2. Val. Max., Dictorum factorumque memorabilium libri 2.1.1.. Apud antiquos non solum publice, sed etiam priuatim nihil gerebatur nisi auspicio prius sumpto. Quo ex more nuptiis etiam nunc auspices interponuntur, qui, quamuis auspicia petere desierint, ipso tamen nomine ueteris consuetudinis uestigia usurpantur, « 1. Chez nos ancêtres on n'entreprenait aucune affaire publique ni même privée, sans avoir auparavant pris les auspices. De là vient que même aujourd'hui des prêtres nommés auspices interviennent dans les mariages. Quoiqu'ils aient cessé de prendre les auspices, cependant dans leur nom même on saisit la trace de l'ancienne coutume. » (traduction Nisard, Paris, Dubochet, 1850 et Classiques Garnier, Paris, 1935).
3. Phrase citée par P. Bayle dans son Dictionnaire historique et critique à l’article « Farnabe (Thomas) » (p. 1156) et interprétée ainsi : « il vaut dire que toute la réalité des épîtres dédicatoires a péri et que néanmoins la coutume n’en est point passée. »

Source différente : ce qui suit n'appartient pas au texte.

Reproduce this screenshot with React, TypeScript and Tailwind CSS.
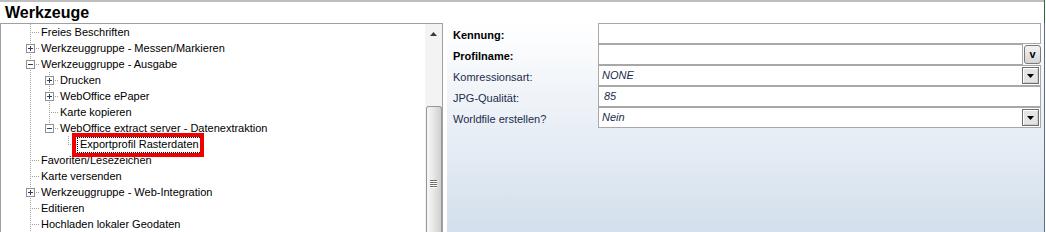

4. Mart., Ep. 2.. Video quare tragoedia aut comoedia epistolam accipiant, quibus pro se loqui non licet: epigrammata curione non egent et contenta sunt sua, id est mala, lingua: in quacumque pagina uisum est, epistolam faciunt. « Que les poètes tragiques mettent des prologues en tête de leurs pièces ; on le conçoit, puisqu'ils ne parlent pas en leur nom ; mais des épigrammes n'ont pas besoin d'un interprète, et savent très bien s'expliquer elles-mêmes dans leur langage satirique. Chaque page, à la volonté de l'auteur, devient une épître. » (traduction F. Lemaistre Paris Garnier Frères, Librairies-Éditeurs 1864).

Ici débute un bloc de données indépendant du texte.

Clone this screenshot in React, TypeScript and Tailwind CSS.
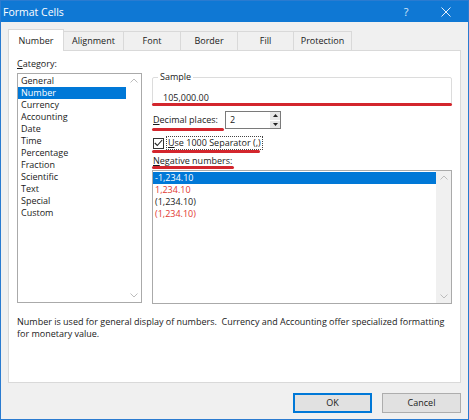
import clsx from 'clsx';

const categories = [
  'General',
  'Number',
  'Currency',
  'Accounting',
  'Date',
  'Time',
  'Percentage',
  'Fraction',
  'Scientific',
  'Text',
  'Special',
  'Custom',
];

const negatives = [
  { label: '-1,234.10', red: false },
  { label: '1,234.10', red: true },
  { label: '(1,234.10)', red: false },
  { label: '(1,234.10)', red: true },
];

const tabs = [
  { label: 'Number', w: 'w-[56px]' },
  { label: 'Alignment', w: 'w-[60px]' },
  { label: 'Font', w: 'w-[57px]' },
  { label: 'Border', w: 'w-[57px]' },
  { label: 'Fill', w: 'w-[56px]' },
  { label: 'Protection', w: 'w-[58px]' },
];

function Chevron({ up }: { up?: boolean }) {
  return (
    <svg width="8" height="5" viewBox="0 0 8 5" className={clsx(!up && 'rotate-180')}>
      <path d="M0.5 4.5 L4 1 L7.5 4.5" fill="none" stroke="#bcbcbc" strokeWidth="1" />
    </svg>
  );
}

// red annotation stroke drawn over the dialog
function RedMark({ className }: { className: string }) {
  return <div className={clsx('absolute h-[3px] rounded-full bg-[#d3262d]', className)} />;
}

export default function App() {
  return (
    <div className="w-[469px] h-[420px] flex flex-col border border-[#2a7bd0] font-['Open_Sans',sans-serif] text-[9px] leading-[12px] text-[#1a1a1a] overflow-hidden">
      {/* Title bar */}
      <div className="h-[21px] shrink-0 bg-[#0f78d4] flex items-center justify-between pl-[2px] text-white">
        <span className="text-[10.5px]">Format Cells</span>
        <div className="flex items-center">
          <span className="w-[20px] mr-[8px] text-center text-[11px] text-[#d6e8fa]">?</span>
          <span className="w-[44px] flex justify-center">
            <svg width="10" height="10" viewBox="0 0 10 10">
              <path d="M0.5 0.5 L9.5 9.5 M9.5 0.5 L0.5 9.5" stroke="#e6f0fb" strokeWidth="1" />
            </svg>
          </span>
        </div>
      </div>

      <div className="flex-1 bg-[#f0f0f0] px-[7px] pt-[7px] flex flex-col">
        {/* Tabs */}
        <div className="flex items-end h-[21px]">
          {tabs.map((t, i) =>
            i === 0 ? (
              <div
                key={t.label}
                className={clsx(
                  t.w,
                  'h-[22px] -mb-px relative z-10 bg-white border border-b-0 border-[#d9d9d9] flex items-center justify-center'
                )}
              >
                {t.label}
              </div>
            ) : (
              <div
                key={t.label}
                className={clsx(
                  t.w,
                  'h-[19px] bg-[#f0f0f0] border border-l-0 border-b-0 border-[#d9d9d9] flex items-center justify-center'
                )}
              >
                {t.label}
              </div>
            )
          )}
        </div>

        {/* Panel */}
        <div className="h-[333px] bg-white border border-[#d9d9d9] pl-[8px] pr-[7px] pt-[7px] flex flex-col">
          <div className="flex gap-[10px]">
            {/* Category */}
            <div className="flex flex-col w-[125px]">
              <div>
                <span className="underline underline-offset-1">C</span>ategory:
              </div>
              <div className="mt-[3px] h-[230px] border border-[#aaaaaa] flex">
                <div className="flex-1 pt-px">
                  {categories.map((c) => (
                    <div
                      key={c}
                      className={clsx(
                        'h-[12px] pl-[3px]',
                        c === 'Number' && 'bg-[#0078d7] text-white'
                      )}
                    >
                      {c}
                    </div>
                  ))}
                </div>
                <div className="w-[15px] flex flex-col justify-between items-center py-[4px]">
                  <Chevron up />
                  <Chevron />
                </div>
              </div>
            </div>

            {/* Right column */}
            <div className="w-[300px] mt-[13px] flex flex-col">
              <div className="relative">
                <fieldset className="border border-[#dcdcdc] rounded-[2px] pl-[5px] pt-[9px]">
                  <legend className="px-[2px]">Sample</legend>
                  <div className="pl-[5px]">105,000.00</div>
                </fieldset>
                <RedMark className="left-0 right-0 -bottom-[1px]" />
              </div>

              <div className="mt-[6px] flex items-center">
                <div className="relative w-[73px] pl-px whitespace-nowrap">
                  <span className="underline underline-offset-1">D</span>ecimal places:
                  <RedMark className="left-0 w-[72px] -bottom-[5px]" />
                </div>
                <div className="w-[56px] h-[18px] border border-[#7a7a7a] flex">
                  <div className="flex-1 pl-[4px] flex items-center">2</div>
                  <div className="w-[10px] flex flex-col gap-px">
                    <div className="flex-1 bg-[#e6e6e6] flex items-center justify-center">
                      <svg width="5" height="3" viewBox="0 0 5 3">
                        <path d="M0 3 L2.5 0 L5 3 Z" fill="#222" />
                      </svg>
                    </div>
                    <div className="flex-1 bg-[#e6e6e6] flex items-center justify-center">
                      <svg width="5" height="3" viewBox="0 0 5 3">
                        <path d="M0 0 L2.5 3 L5 0 Z" fill="#222" />
                      </svg>
                    </div>
                  </div>
                </div>
              </div>

              <div className="mt-[7px] relative flex items-center">
                <div className="ml-px w-[11px] h-[11px] border border-[#333] bg-white flex items-center justify-center">
                  <svg width="9" height="8" viewBox="0 0 9 8">
                    <path d="M0.8 4 L3.3 6.5 L8.2 1" fill="none" stroke="#222" strokeWidth="1.1" />
                  </svg>
                </div>
                <div className="ml-[2px] h-[14px] px-px border border-dotted border-[#444] flex items-center whitespace-nowrap">
                  <span className="underline underline-offset-1">U</span>se 1000 Separator (,)
                </div>
                <RedMark className="left-0 w-[108px] -bottom-[3px]" />
              </div>

              <div className="mt-[5px] relative self-start pl-px pr-[2px] whitespace-nowrap">
                <span className="underline underline-offset-1">N</span>egative numbers:
                <RedMark className="left-0 right-0 -bottom-[2px]" />
              </div>

              <div className="mt-[3px] h-[134px] border border-[#aaaaaa] flex">
                <div className="flex-1 pt-px">
                  {negatives.map((n, i) => (
                    <div
                      key={i}
                      className={clsx(
                        'h-[12px] pl-[2px]',
                        i === 0 ? 'bg-[#0078d7] text-white' : n.red ? 'text-[#e1372f]' : ''
                      )}
                    >
                      {n.label}
                    </div>
                  ))}
                </div>
                <div className="w-[15px] bg-[#f0f0f0] flex flex-col justify-between items-center py-[4px]">
                  <Chevron up />
                  <Chevron />
                </div>
              </div>
            </div>
          </div>

          <p className="mt-[12px] w-[440px]">
            Number is used for general display of numbers.&nbsp; Currency and Accounting offer specialized formatting
            for monetary value.
          </p>
        </div>

        {/* Buttons */}
        <div className="mt-[10px] flex justify-end gap-[10px]">
          <button className="w-[79px] h-[20px] bg-[#e1e1e1] border-2 border-[#0078d7] flex items-center justify-center">
            OK
          </button>
          <button className="w-[79px] h-[20px] bg-[#e1e1e1] border border-[#adadad] flex items-center justify-center">
            Cancel
          </button>
        </div>
      </div>
    </div>
  );
}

5. Plin., Ep. 4.7.. Scripsit publice, ut a decurionibus eligeretur uocalissimus aliquis ex ipsis, qui legeret eum populo: factum est. « Il a écrit officiellement aux décurions de choisir parmi eux celui qui a la voix la plus belle, pour la lire au peuple; c'est fait. » (traduction C. Sicard, Paris, Garnier, 1954).
6. Thcr., Id. 9.31.
7. La forme n’est pas attestée, mais semble formée sur ἀλεξικακος
8. Divinité tutélaire à Rome.
9. En grec dans le texte.
10. Ath., Deipn. 2.1.. Athénée citant Callimaque frg. 359.
11. Mart., Ep. 1.57.2 et 4.. Les vers subissent des modifications substantielles par rapport aux éditions courantes.
12. Pl., Men. 882-883. (SENEX) Lumbi sedendo, oculi spectando dolent, / manendo medicum, dum se ex opere recipiat.
13. Correction pour educidata.
14. La référence demeure introuvable.La référence est introuvable ; elle disparaîtra d’ailleurs dans ses éditions ultérieures.
15. Correction pour ignarii.
16. On retrouvera cette expression marquante dans l’adresse au lecteur contenue dans l’édition de Farnaby de 1631 (L. et M. Annaei Senecae Tragoediae, post omnium editiones recensionesque editae denuo, et notis Tho. Farnabii illustratae. Nunc primum in Gallia editae) : Namque hic philosophia dominatur cothurnata, personata regnat Stoa.